[Pages as source code]
[start]

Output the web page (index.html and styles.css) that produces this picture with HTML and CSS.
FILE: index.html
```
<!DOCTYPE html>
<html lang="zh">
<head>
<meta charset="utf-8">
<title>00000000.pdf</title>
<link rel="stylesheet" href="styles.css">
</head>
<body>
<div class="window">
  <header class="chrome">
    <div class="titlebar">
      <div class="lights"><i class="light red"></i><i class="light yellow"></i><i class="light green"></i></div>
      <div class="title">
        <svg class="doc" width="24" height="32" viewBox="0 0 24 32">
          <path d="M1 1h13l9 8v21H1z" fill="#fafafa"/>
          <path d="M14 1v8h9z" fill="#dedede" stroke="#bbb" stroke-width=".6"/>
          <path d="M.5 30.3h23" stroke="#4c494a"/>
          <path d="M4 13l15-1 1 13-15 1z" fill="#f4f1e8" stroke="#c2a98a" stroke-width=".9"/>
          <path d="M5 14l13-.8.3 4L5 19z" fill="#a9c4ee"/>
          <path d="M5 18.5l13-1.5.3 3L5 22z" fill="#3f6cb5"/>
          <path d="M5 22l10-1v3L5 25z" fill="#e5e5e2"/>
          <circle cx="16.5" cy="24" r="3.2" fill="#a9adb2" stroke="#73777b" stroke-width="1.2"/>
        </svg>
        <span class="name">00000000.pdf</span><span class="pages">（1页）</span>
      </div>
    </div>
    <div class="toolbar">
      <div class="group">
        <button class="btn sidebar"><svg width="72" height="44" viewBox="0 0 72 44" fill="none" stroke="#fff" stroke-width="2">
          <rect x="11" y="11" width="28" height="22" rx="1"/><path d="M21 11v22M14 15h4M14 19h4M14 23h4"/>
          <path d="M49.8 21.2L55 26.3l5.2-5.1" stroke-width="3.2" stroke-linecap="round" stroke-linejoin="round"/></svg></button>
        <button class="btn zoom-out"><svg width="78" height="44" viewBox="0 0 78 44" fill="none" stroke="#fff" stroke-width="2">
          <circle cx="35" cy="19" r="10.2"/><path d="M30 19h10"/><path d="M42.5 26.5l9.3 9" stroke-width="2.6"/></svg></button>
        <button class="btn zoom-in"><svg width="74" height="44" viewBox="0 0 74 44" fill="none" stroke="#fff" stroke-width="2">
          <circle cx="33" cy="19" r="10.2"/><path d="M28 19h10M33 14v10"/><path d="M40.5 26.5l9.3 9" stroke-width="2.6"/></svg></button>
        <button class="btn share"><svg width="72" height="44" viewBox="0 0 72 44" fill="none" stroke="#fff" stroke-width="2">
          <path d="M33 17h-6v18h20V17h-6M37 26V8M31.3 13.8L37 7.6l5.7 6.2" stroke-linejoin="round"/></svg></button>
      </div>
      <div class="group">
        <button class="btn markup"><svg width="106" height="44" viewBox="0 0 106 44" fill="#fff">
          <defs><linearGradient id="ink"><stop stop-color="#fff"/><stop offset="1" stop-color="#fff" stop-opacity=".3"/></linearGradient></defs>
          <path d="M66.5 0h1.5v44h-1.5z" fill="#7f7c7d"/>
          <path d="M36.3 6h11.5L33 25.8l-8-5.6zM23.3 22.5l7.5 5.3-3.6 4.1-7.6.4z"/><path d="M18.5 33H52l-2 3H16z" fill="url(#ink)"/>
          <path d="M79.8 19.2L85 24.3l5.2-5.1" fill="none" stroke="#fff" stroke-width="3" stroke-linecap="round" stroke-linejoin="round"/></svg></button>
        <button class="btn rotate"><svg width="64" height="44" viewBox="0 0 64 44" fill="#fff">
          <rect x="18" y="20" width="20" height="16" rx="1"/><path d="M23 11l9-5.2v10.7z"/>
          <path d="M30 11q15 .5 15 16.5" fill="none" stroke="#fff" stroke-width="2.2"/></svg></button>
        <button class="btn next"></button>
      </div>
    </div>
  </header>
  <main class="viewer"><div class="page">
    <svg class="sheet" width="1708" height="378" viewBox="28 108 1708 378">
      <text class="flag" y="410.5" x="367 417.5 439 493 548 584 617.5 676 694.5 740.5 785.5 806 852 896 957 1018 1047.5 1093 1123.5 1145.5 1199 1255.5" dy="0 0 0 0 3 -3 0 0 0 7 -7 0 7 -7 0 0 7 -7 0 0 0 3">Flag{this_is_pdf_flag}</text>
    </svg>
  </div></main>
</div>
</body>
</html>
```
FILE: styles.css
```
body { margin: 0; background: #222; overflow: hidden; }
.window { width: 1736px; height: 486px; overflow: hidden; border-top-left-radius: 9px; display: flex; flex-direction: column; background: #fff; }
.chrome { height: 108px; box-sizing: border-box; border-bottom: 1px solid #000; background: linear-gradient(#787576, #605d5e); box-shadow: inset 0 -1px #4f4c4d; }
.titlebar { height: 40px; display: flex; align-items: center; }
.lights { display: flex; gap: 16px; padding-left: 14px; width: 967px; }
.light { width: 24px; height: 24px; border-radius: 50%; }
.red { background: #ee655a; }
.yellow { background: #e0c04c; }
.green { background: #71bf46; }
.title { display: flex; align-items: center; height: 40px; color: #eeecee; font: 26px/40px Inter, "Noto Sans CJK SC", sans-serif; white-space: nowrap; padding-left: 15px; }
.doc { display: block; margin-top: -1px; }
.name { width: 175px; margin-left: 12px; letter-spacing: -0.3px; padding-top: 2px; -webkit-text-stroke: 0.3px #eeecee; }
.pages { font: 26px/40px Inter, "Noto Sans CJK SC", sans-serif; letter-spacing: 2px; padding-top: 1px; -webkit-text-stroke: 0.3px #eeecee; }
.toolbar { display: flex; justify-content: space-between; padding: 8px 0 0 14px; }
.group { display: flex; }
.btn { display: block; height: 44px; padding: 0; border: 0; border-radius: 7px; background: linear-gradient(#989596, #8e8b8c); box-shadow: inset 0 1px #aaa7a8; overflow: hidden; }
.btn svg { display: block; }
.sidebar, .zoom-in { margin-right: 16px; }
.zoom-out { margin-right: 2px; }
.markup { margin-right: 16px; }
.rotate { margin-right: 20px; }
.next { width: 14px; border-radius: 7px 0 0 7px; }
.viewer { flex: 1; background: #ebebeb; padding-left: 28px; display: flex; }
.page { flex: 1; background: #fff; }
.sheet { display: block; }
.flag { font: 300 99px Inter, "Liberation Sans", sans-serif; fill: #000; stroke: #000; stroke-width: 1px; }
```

[end]
[start]

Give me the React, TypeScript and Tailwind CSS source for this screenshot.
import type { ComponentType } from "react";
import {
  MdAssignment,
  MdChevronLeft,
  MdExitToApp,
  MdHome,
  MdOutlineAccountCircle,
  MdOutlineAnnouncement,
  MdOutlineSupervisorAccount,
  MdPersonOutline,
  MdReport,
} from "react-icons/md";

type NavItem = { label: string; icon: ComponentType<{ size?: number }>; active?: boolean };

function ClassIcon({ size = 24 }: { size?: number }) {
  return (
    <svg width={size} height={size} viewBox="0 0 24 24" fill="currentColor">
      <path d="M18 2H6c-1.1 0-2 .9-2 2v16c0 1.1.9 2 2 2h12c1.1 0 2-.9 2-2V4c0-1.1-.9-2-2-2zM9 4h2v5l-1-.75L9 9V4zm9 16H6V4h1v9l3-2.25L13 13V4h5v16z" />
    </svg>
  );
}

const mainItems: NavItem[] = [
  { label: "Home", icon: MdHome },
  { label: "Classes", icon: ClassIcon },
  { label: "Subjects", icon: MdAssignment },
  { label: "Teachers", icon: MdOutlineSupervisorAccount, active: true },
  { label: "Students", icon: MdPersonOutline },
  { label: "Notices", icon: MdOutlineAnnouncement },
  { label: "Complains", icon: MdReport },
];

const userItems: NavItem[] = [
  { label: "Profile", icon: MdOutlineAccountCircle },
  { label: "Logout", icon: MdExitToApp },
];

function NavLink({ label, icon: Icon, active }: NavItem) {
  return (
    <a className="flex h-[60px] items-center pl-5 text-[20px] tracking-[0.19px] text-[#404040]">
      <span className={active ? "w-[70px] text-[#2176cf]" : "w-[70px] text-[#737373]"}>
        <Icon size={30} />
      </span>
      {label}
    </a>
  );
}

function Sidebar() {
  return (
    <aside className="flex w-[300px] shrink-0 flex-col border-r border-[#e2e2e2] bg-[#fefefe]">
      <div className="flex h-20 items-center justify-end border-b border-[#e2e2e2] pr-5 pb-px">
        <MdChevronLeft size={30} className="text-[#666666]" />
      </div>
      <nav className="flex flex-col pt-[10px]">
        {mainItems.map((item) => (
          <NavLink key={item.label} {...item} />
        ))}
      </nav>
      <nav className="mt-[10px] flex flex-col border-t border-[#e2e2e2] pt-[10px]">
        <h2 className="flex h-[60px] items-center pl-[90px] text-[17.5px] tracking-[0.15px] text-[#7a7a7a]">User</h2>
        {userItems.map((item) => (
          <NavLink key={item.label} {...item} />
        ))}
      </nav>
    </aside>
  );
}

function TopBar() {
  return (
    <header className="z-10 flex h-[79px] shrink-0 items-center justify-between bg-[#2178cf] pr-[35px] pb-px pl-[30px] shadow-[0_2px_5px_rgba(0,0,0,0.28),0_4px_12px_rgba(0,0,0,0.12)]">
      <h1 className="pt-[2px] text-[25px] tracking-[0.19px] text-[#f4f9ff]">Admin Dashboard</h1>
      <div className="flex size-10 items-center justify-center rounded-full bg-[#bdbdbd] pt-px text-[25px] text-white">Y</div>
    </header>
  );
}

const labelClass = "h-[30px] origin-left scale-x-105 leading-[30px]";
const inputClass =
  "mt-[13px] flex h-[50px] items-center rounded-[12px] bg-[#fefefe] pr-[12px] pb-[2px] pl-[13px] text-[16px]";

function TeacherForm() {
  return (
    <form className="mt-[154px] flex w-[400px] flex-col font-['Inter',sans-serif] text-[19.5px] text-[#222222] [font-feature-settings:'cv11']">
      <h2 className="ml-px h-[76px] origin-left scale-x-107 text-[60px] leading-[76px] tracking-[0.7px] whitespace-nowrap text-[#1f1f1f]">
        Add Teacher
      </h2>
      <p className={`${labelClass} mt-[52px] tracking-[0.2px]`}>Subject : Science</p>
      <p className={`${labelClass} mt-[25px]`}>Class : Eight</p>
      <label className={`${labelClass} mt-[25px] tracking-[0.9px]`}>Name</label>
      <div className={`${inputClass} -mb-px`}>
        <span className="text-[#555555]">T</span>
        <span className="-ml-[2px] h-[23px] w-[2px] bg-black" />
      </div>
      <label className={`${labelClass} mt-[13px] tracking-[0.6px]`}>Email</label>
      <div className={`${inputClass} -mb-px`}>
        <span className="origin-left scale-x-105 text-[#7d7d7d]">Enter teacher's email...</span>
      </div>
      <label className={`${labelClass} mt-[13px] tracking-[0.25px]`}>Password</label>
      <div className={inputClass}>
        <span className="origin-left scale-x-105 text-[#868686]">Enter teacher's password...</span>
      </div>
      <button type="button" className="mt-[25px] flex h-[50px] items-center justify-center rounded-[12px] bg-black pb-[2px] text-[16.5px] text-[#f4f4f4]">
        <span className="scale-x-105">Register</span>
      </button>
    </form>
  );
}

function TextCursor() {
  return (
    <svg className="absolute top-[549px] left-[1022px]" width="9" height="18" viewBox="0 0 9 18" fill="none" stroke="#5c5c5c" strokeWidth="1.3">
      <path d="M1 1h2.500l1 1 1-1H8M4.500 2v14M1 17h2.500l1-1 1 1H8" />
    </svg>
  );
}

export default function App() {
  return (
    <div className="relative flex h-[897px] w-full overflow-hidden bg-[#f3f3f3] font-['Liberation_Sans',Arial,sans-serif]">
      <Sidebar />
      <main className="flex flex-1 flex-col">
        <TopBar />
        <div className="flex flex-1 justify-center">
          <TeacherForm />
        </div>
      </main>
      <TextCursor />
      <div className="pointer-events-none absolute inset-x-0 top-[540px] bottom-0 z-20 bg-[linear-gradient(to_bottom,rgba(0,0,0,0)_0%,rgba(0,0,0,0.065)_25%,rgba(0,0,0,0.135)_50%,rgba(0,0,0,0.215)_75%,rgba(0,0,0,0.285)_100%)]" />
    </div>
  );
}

[end]
[start]

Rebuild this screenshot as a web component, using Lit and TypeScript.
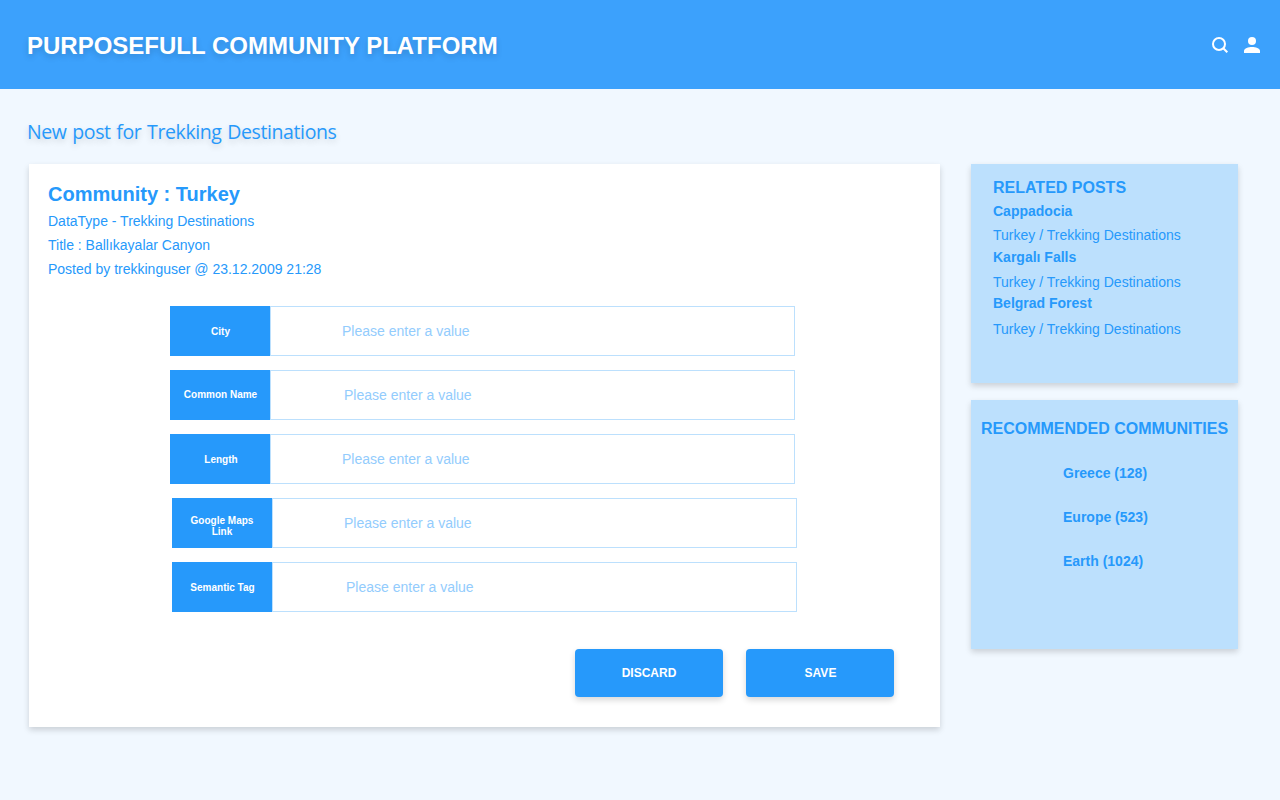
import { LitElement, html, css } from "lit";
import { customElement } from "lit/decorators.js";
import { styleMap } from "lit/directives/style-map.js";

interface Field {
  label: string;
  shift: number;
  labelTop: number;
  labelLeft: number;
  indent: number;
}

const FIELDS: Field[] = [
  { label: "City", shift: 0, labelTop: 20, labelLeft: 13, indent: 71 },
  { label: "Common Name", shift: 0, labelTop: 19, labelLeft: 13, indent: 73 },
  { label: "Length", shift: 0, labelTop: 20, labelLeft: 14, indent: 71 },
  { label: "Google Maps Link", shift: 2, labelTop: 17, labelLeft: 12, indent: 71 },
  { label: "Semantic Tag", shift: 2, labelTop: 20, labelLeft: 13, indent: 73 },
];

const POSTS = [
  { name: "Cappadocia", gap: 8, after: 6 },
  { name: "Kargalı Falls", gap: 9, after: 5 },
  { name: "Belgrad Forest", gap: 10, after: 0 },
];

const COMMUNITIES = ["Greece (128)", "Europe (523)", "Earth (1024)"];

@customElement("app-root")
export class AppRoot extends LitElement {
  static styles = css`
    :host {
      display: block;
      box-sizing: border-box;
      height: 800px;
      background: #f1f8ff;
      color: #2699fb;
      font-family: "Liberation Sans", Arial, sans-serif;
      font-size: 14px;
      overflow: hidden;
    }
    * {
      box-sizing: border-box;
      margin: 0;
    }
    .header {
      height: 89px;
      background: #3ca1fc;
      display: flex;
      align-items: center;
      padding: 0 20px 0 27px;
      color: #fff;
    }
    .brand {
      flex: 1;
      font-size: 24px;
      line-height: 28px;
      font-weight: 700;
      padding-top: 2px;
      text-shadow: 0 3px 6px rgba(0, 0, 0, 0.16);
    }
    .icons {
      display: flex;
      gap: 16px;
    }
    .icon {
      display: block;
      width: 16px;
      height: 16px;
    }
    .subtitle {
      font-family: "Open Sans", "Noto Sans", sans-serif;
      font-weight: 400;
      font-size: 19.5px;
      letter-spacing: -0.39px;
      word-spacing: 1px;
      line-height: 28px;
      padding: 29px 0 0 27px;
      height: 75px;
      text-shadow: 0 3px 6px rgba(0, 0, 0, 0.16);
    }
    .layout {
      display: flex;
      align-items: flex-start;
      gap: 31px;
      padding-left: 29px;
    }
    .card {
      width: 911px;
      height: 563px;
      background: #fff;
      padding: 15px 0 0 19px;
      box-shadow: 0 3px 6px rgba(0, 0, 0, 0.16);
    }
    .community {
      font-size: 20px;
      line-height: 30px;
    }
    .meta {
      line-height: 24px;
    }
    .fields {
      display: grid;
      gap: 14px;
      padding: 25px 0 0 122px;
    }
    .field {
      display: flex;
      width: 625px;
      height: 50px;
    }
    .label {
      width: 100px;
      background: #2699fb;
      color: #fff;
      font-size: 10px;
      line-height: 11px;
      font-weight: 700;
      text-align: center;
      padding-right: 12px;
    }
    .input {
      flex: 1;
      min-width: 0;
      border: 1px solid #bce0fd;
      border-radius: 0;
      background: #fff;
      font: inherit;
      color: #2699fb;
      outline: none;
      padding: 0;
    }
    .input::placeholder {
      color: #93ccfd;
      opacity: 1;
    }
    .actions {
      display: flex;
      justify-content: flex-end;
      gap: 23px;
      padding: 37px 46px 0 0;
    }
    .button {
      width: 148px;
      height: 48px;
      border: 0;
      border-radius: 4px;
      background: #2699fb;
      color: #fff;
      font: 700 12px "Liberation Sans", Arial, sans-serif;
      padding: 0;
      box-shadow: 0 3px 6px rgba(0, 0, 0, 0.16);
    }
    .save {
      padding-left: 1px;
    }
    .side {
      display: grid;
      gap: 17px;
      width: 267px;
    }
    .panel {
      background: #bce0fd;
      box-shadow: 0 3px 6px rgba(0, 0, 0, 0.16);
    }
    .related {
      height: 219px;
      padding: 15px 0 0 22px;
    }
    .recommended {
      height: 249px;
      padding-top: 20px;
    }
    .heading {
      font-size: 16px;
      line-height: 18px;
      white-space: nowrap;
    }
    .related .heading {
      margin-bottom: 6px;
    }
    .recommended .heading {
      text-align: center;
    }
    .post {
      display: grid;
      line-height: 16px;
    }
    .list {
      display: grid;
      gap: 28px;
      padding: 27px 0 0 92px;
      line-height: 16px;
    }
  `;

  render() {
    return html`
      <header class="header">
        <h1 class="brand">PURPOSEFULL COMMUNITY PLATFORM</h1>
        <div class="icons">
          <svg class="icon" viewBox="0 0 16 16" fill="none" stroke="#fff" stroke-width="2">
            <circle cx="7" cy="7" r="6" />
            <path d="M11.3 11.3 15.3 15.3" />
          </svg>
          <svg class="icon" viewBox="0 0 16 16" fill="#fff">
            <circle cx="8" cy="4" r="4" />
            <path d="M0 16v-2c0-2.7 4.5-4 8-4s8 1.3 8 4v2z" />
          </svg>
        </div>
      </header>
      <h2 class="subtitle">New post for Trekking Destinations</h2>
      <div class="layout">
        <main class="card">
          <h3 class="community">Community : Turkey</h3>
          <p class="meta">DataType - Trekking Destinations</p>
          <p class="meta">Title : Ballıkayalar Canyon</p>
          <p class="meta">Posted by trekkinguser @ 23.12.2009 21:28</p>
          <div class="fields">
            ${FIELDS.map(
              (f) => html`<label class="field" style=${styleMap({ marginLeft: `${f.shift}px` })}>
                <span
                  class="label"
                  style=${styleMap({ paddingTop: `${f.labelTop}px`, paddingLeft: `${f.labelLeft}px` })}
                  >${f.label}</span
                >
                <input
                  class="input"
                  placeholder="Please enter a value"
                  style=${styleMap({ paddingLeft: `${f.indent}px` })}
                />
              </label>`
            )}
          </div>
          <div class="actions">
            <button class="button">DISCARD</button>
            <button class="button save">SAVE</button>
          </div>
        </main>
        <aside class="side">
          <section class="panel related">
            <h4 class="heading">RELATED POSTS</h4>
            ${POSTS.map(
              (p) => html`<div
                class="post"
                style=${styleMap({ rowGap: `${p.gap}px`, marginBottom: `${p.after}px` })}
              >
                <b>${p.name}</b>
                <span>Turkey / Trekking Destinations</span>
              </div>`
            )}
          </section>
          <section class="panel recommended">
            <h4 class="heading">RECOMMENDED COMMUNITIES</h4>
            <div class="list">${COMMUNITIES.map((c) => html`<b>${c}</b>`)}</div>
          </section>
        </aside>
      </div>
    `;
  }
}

[end]

* **TASK DETAILS**:
Only the number is wanted: how many lines in the entries above contain the string "TypeScript"?

* **ANSWER TO THIS PROBLEM**:
2